**Directions:**
Your answer should be a single number: the count of lines containing "this".
** Start Collected material **
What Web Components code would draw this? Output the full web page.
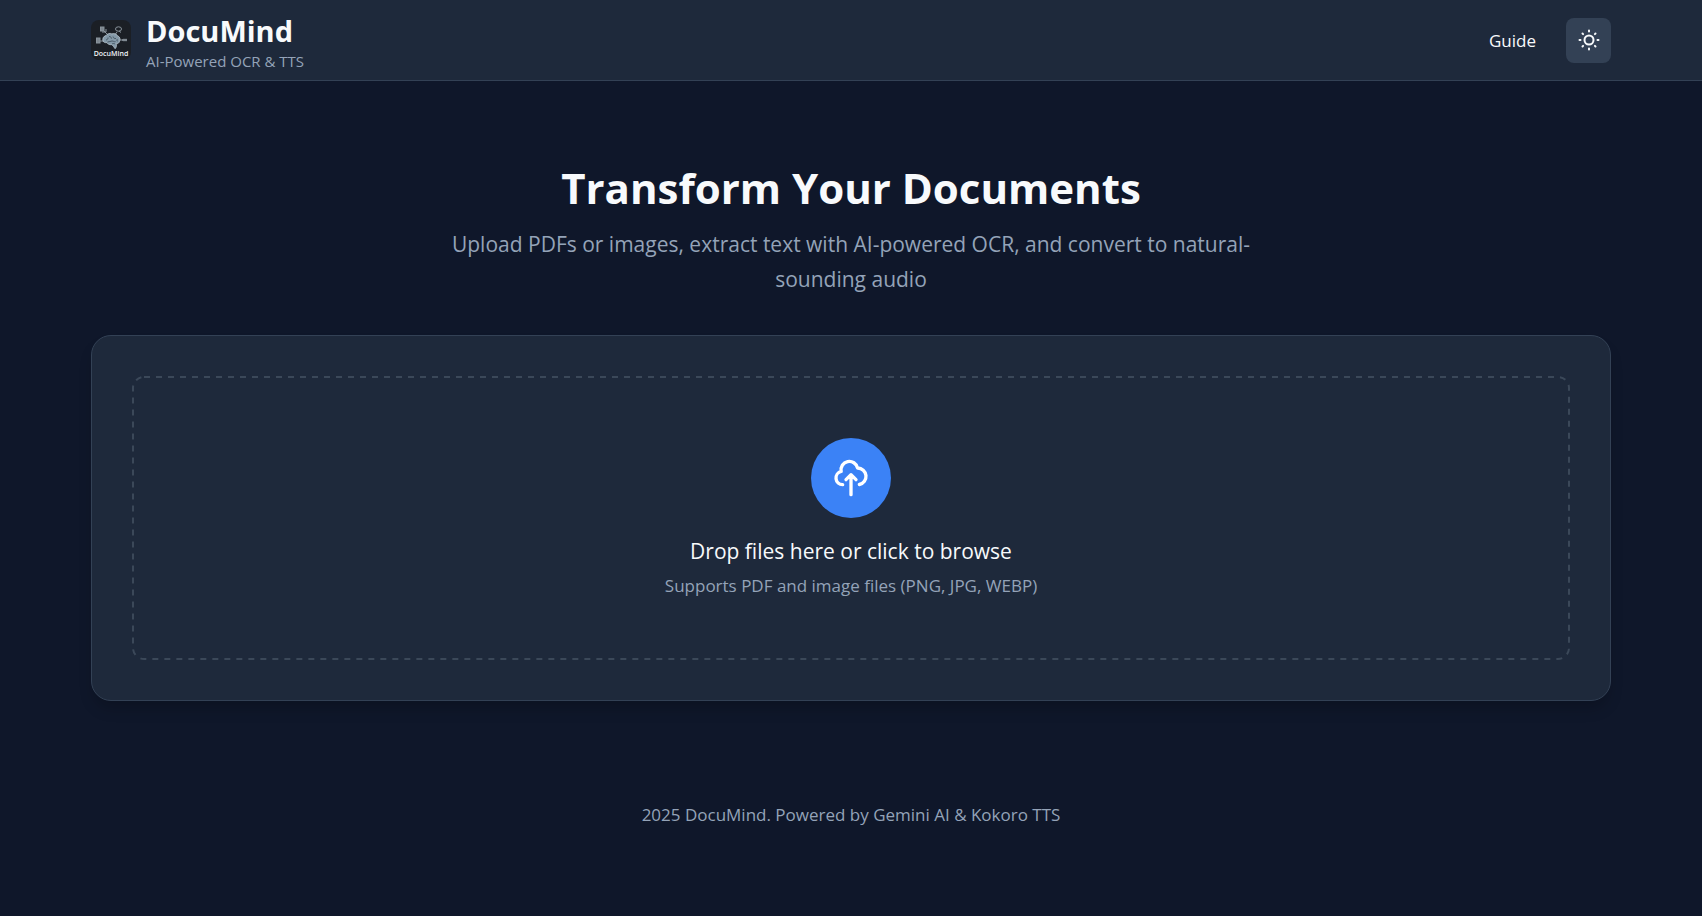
<!DOCTYPE html>
<html lang="en">
<head>
<meta charset="utf-8">
<meta name="viewport" content="width=device-width, initial-scale=1">
<title>DocuMind</title>
<style>
:root{--bg:#0f172a;--surface:#1e293b;--line:#334155;--text:#f8fafc;--muted:#94a3b8;--accent:#3b82f6;--page:1520px}
body{margin:0;background:var(--bg);color:var(--text);font-family:"Open Sans","Segoe UI",sans-serif;font-size:17px;line-height:24px}
</style>
</head>
<body>
<docu-app></docu-app>
<script>
const define=(name,html)=>{
  const t=document.createElement('template');
  t.innerHTML=html;
  customElements.define(name,class extends HTMLElement{
    constructor(){
      super();
      this.attachShadow({mode:'open'}).append(t.content.cloneNode(true));
    }
  });
};

define('docu-logo',`<style>
:host{display:block;flex:none;width:40px;height:40px}
svg{display:block;width:100%;height:100%}
text{font:600 7px "Open Sans",sans-serif;fill:#f1f5f9}
</style>
<svg viewBox="0 0 40 40" role="img" aria-label="DocuMind logo">
<rect width="40" height="40" rx="8" fill="#1b1f25"/>
<g stroke="#8a949c" stroke-width="1" fill="none">
<path d="M9 21h4M29 20h3M13 11l4 4M26 12l-3 4"/>
<rect x="5.500" y="18" width="3.500" height="5" fill="#7d868e"/>
<rect x="9.500" y="7" width="3.500" height="4" fill="#7d868e"/><path d="M11 12h4v-3"/>
<ellipse cx="27.500" cy="9" rx="3" ry="2.200"/><path d="M28 11l2 1.500"/>
<path d="M31 20h5M33 18.800v2.400M35 18.800v2.400" stroke-width="1.300"/>
</g>
<path d="M12 21c-.8-2.800.8-5 3-5.400 1.200-2.200 4.200-2.700 5.900-1.700 2.100-.8 4.700 0 5.600 1.900 2.400.8 3.200 3.400 2.100 5.300-.4 1.900-1.900 2.900-3.600 2.700.9 1.600.4 3.800-.9 4.900-1-1.100-1.600-3-3.300-4-2.600.2-4.200-.5-4.800-2.100-1.800.3-3.400-.2-4-1.600z" fill="#8499a8" stroke="#c3d0d8" stroke-width=".7"/>
<path d="M15 20c1.500-.3 2.200-1.200 2-2.500M18 16.500c1.800 0 2.600 1 2.400 2.200M16.500 22c2 0 3-1 4.500-1s2 1 3.500.6M22 16.500c.2 1.600 1.500 2.200 3 2M26.500 19c-1 1-.6 2 .4 2.400M21 24c1-.8 2.400-.6 3.200.2" fill="none" stroke="#3c4b57" stroke-width=".8"/>
<text x="20" y="36" text-anchor="middle">DocuMind</text>
</svg>`);

define('docu-brand',`<style>
:host{display:flex;align-items:center;gap:15px}
.name{font-size:29px;line-height:42px;font-weight:700}
.tag{font-size:15px;line-height:18px;color:var(--muted)}
</style><docu-logo></docu-logo><div><div class="name"><slot></slot></div><div class="tag"><slot name="tag"></slot></div></div>`);

define('theme-toggle',`<style>
:host{display:block}
button{display:grid;place-items:center;width:45px;height:45px;padding:0;border:0;border-radius:8px;background:var(--line);color:var(--text);cursor:pointer}
svg{width:22px;height:22px}
</style><button type="button" aria-label="Switch theme"><svg viewBox="0 0 22 22" fill="none" stroke="currentColor" stroke-width="2" stroke-linecap="round"><circle cx="11" cy="11" r="4.500"/><path d="M11 1.500v1M11 19.500v1M1.500 11h1M19.500 11h1M4.500 4.500l.6.6M16.900 16.900l.6.6M4.500 17.500l.6-.6M16.900 5.100l.6-.6"/></svg></button>`);

define('docu-header',`<style>
:host{display:block;background:var(--surface);border-bottom:1px solid var(--line);padding:10px 24px}
header{display:flex;align-items:center;justify-content:space-between;max-width:var(--page);margin:0 auto}
nav{display:flex;align-items:center;gap:30px}
a{padding-top:2px;color:var(--text);text-decoration:none}
</style><header><docu-brand>DocuMind<span slot="tag">AI-Powered OCR &amp; TTS</span></docu-brand>
<nav><a href="#guide">Guide</a><theme-toggle></theme-toggle></nav></header>`);

define('docu-hero',`<style>
:host{display:block;text-align:center}
h1{margin:0 0 8px;font-size:42px;line-height:62px;font-weight:700}
p{margin:0 auto;max-width:820px;font-size:21px;line-height:35px;color:var(--muted)}
</style><h1><slot name="title"></slot></h1><p><slot></slot></p>`);

define('drop-zone',`<style>
:host{display:block}
label{position:relative;display:flex;flex-direction:column;align-items:center;padding:62px 24px 60px;cursor:pointer;text-align:center}
input{position:absolute;width:1px;height:1px;opacity:0}
.outline{position:absolute;inset:0;width:100%;height:100%}
.outline rect{x:1px;y:1px;width:calc(100% - 2px);height:calc(100% - 2px);fill:none;stroke:#3b4859;stroke-width:2px;stroke-dasharray:6 6}
.icon{display:grid;place-items:center;width:80px;height:80px;border-radius:50%;background:var(--accent);margin-bottom:16px}
.icon svg{width:40px;height:40px}
.title{font-size:21px;line-height:35px}
.hint{margin-top:3px;line-height:28px;color:var(--muted)}
</style><label><input type="file" multiple accept=".pdf,.png,.jpg,.webp">
<svg class="outline" aria-hidden="true"><rect rx="11"/></svg>
<span class="icon"><svg viewBox="0 0 24 24" fill="none" stroke="#fff" stroke-width="2" stroke-linecap="round" stroke-linejoin="round"><path d="M7 16a4 4 0 0 1-.88-7.903A5 5 0 1 1 15.900 6H16a5 5 0 0 1 1 9.900M15 13l-3-3m0 0l-3 3m3-3v12"/></svg></span>
<span class="title"><slot name="title"></slot></span><span class="hint"><slot></slot></span></label>`);

define('docu-card',`<style>
:host{display:block;padding:40px;background:var(--surface);border:1px solid var(--line);border-radius:20px;box-shadow:0 10px 15px -3px rgb(0 0 0 / .2)}
</style><slot></slot>`);

define('docu-app',`<style>
:host{display:block}
main{display:flex;flex-direction:column;gap:38px;max-width:var(--page);margin:0 auto;padding:76px 24px 72px}
footer{padding:30px 24px 72px;text-align:center;color:var(--muted)}
</style><docu-header></docu-header>
<main><docu-hero><span slot="title">Transform Your Documents</span>Upload PDFs or images, extract text with AI-powered OCR, and convert to natural-sounding audio</docu-hero>
<docu-card><drop-zone><span slot="title">Drop files here or click to browse</span>Supports PDF and image files (PNG, JPG, WEBP)</drop-zone></docu-card></main>
<footer>2025 DocuMind. Powered by Gemini AI &amp; Kokoro TTS</footer>`);
</script>
</body>
</html>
** End Collected material **
**Complete answer:**
2